What we see here is naked greed, around an essential service, enabled by the ability to manipulate prices to unreasonable peaks, and the complete inability to keep any sense of proportion or perspective.

We have seen the images at the front doors of department stores for Boxing Day sales. On the energy markets, this occurs in the privacy of offices and is performed by screen jockeys. High fives and bonuses all around, and the utilities are making enough money to buy whatever they want, including governments and media.

And the problem is that in a hotly partisan energy debate, and a lop-sided and populist media disinterested in actual facts, it will be renewables that get the blame. We saw it last week with the reports on the latest June quarter wholesale prices.

But as the Australian Energy Regulator made clear, prices in NSW – the biggest grid – would have actually fallen in the June quarter were it not for the surge in prices in May when the market had to be suspended, and an automatic cap imposed.

You won’t read that much in mainstream media, if at all. According to them, it was all the fault of wind energy not blowing hard enough.

Yes, wind output was down, but the AER chronicled in forensic detail how big players took advantage of the competitive power after multiple coal plant trips and failures, to indulge in a whole series of deliberate bidding patterns, removed capacity at low prices, and were also caught in the apparent deliberate slow ramping up of units for this situation.

Not that the AER could do much about, because apparently no rules were broken. Must have been good for consumers then, although clearly not, as the AER itself observed.

The same situation likely happened on Tuesday, and to a lesser but still significant extent on Monday. And the price forecasts suggest it is going to happen again on Wednesday, and Thursday too.,

On Tuesday evening, at 6pm, there was the extraordinary sight of all five NEM markets above $15,000/MWh. It was not because of a shortage of supply, as the individual tables in this graph makes clear, but various events and transmission constraints eliminated competition enough in each of these markets to push the prices towards the market cap.

It will take some time to work out what exactly happened, and who did what, and the obligatory AER report won’t be completed for a couple of months. But some gas station trips, network constraints, and some “clever” bidding all combined to throw the prices up towards the new market cap of $17,500/MWh.

This new market cap was introduced supposedly to encourage more “peaking capacity”. And it will rise further in coming years. But rather than a price of last resort, the cap is now being used as a daily target for the industry.

And, or course, wind output was down, particularly in South Australia, where the market hit the cap on several occasions this week and which could be headed for a period of administrative pricing, particularly if the forecast prices later this week occur.

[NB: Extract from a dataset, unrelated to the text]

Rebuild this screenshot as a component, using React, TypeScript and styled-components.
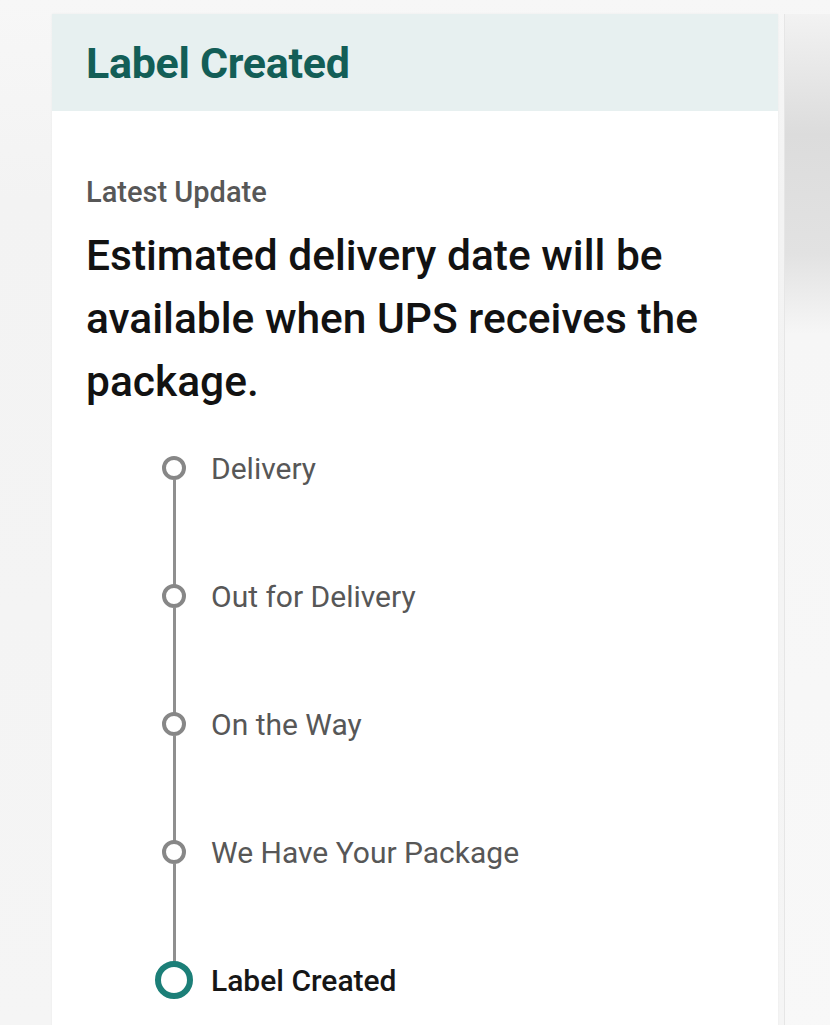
import React from "react";
import styled, { createGlobalStyle } from "styled-components";

const GlobalStyle = createGlobalStyle`
  html, body {
    margin: 0;
    padding: 0;
    background: #f4f4f4;
    font-family: Roboto, "Liberation Sans", Arial, sans-serif;
  }
`;

type Step = {
  label: string;
  current?: boolean;
};

const steps: Step[] = [
  { label: "Delivery" },
  { label: "Out for Delivery" },
  { label: "On the Way" },
  { label: "We Have Your Package" },
  { label: "Label Created", current: true },
];

const Page = styled.div`
  display: flex;
  align-items: flex-start;
  height: 1025px;
  overflow: hidden;
  padding-top: 14px;
  box-sizing: border-box;
  background: linear-gradient(180deg, #f7f7f7 0px, #f3f3f3 200px, #f5f5f5 100%);
`;

const Card = styled.section`
  margin-left: 52px;
  width: 726px;
  height: 1040px;
  flex: none;
  background: #ffffff;
  box-shadow: 0 0 2px rgba(0, 0, 0, 0.06);
`;

// edge of the next card peeking in on the right
const PeekCard = styled.div`
  margin-left: 6px;
  flex: 1;
  height: 1040px;
  background: linear-gradient(
    180deg,
    #f2f2f2 0px,
    #dcdcdc 120px,
    #e2e2e2 240px,
    #f6f6f6 320px,
    #f8f8f8 100%
  );
  border-left: 1px solid #e6e6e6;
`;

const Header = styled.header`
  height: 97px;
  display: flex;
  align-items: center;
  padding-left: 34px;
  background: #e7f0f0;
`;

const Title = styled.h1`
  margin: 0;
  font-size: 43px;
  font-weight: 700;
  color: #135e57;
  letter-spacing: -0.3px;
`;

const Body = styled.div`
  padding: 64px 34px 0 34px;
`;

const Eyebrow = styled.p`
  margin: 0;
  font-size: 29px;
  font-weight: 500;
  color: #575757;
  line-height: 34px;
`;

const Headline = styled.p`
  margin: 15px 0 0 0;
  font-size: 42.5px;
  font-weight: 500;
  line-height: 63px;
  color: #121212;
`;

const Timeline = styled.ol`
  list-style: none;
  margin: 44px 0 0 64px;
  padding: 0;
`;

const StepRow = styled.li<{ $last: boolean }>`
  display: grid;
  grid-template-columns: 48px 1fr;
  grid-template-rows: 22px ${(p) => (p.$last ? "0px" : "106px")};
  column-gap: 13px;
`;

const Marker = styled.div`
  display: flex;
  align-items: center;
  justify-content: center;
  height: 22px;
`;

const Dot = styled.span<{ $current: boolean }>`
  flex: none;
  box-sizing: border-box;
  width: ${(p) => (p.$current ? "38px" : "24px")};
  height: ${(p) => (p.$current ? "38px" : "24px")};
  border-radius: 50%;
  border: ${(p) => (p.$current ? "6px solid #1c7f78" : "4px solid #878787")};
  background: #ffffff;
`;

const Connector = styled.span`
  justify-self: center;
  width: 3px;
  height: 100%;
  background: #8f8f8f;
`;

const StepLabel = styled.span<{ $current: boolean }>`
  display: flex;
  align-items: center;
  height: 22px;
  white-space: nowrap;
  font-size: 30px;
  font-weight: ${(p) => (p.$current ? 500 : 400)};
  color: ${(p) => (p.$current ? "#161616" : "#575757")};
`;

const App: React.FC = () => {
  return (
    <>
      <GlobalStyle />
      <Page>
        <Card>
          <Header>
            <Title>Label Created</Title>
          </Header>
          <Body>
            <Eyebrow>Latest Update</Eyebrow>
            <Headline>
              Estimated delivery date will be available when UPS receives the
              package.
            </Headline>
            <Timeline>
              {steps.map((step, i) => {
                const last = i === steps.length - 1;
                const current = !!step.current;
                return (
                  <StepRow key={step.label} $last={last}>
                    <Marker>
                      <Dot $current={current} />
                    </Marker>
                    <StepLabel $current={current}>{step.label}</StepLabel>
                    {!last && <Connector />}
                  </StepRow>
                );
              })}
            </Timeline>
          </Body>
        </Card>
        <PeekCard />
      </Page>
    </>
  );
};

export default App;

This has happened in South Australia before, most notably on multiple occasions in 2008 and 2009, which made the government determined to embrace the shift to renewables. Now it’s happening again, as the fossil fuel industry tries to have the last laugh on its way out of the market before the state reaches its goal of 100 per cent net renewables by 2027.

Battery storage is supposed to throw a bit more competition into the market. But the problem is that many of these assets are now owned or contracted to the very same energy giants that control the rest of the generation. If anything, it’s made it easier for them to control prices and profits.

And being in the grip of the big energy players doesn’t feel like a safe place to be at the moment, especially with gas prices at such highs – five times the price of other international markets – according to Tim Buckley, from Climate and Energy Finance. And it gives the Coalition plenty to crow about, something that is now taking hold in the minds of the public.

Buckley also wrote last week how gaming by the big gentailers exacerbated the outages of unplanned coal power plant breakdowns and the network outages.

“Coal power was unreliable and offline when it was needed and this was opportunistically gamed by AGL and EnergyAustralia,” he wrote on his LinkedIn page. “So when their executives bank their bonuses this year, consumers crushed by fossil energy price inflation can thank them for gouging us.”

“We need firmed renewables replacement capacity now. We have a climate crisis, an energy crisis and a cost of living crisis.

“We can solve all three by building firmed renewables. Consumers pay the price because investors won’t build new thermal power, but they can’t build new renewables if they can’t get them through our chronically dysfunctional, backlogged planning approval system. Governments need to accelerate evaluation and approvals. In NSW, it takes 10 years to approve.” 

But as BloombergNEF notes in a new report released on Wednesday, investment in the sector remains slow and steady, despite the ambitious government targets.

“Sluggish grid buildout, lengthy permitting processes and the self-cannibalising nature of solar, especially from rooftop PV, remain the key challenges facing the sector today,” it notes of the market for big solar.

“Investment in the wind sector is picking up on the back of clear government policy, and greater demand in the market as coal assets start to retire. However, protracted permitting processes and slow grid expansion continue to act as headwinds in the sector.”

Battery storage and behind the meter solar (thanks to “stubbornly high retail tariffs) remain the strong points, but BloombergNEF also notes that average daily power prices in Australia’s main grid tend to follow the short-run costs (SRC) of coal and gas plants, which still make up roughly 60 per cent of all power in the NEM.

Screenshot

It notes in this graph above how nearly all the price spikes in recent years have followed some sort of incident which has reduced competition, often among fossil fuel generators themselves. But the average price follows that of the marginal cost of fossil fuels, because they are still in control of the market.

“Although most power plants have long- term supply agreements for fuel, a part of their generation is usually dependent on spot purchases, which often dictates power prices,” it notes.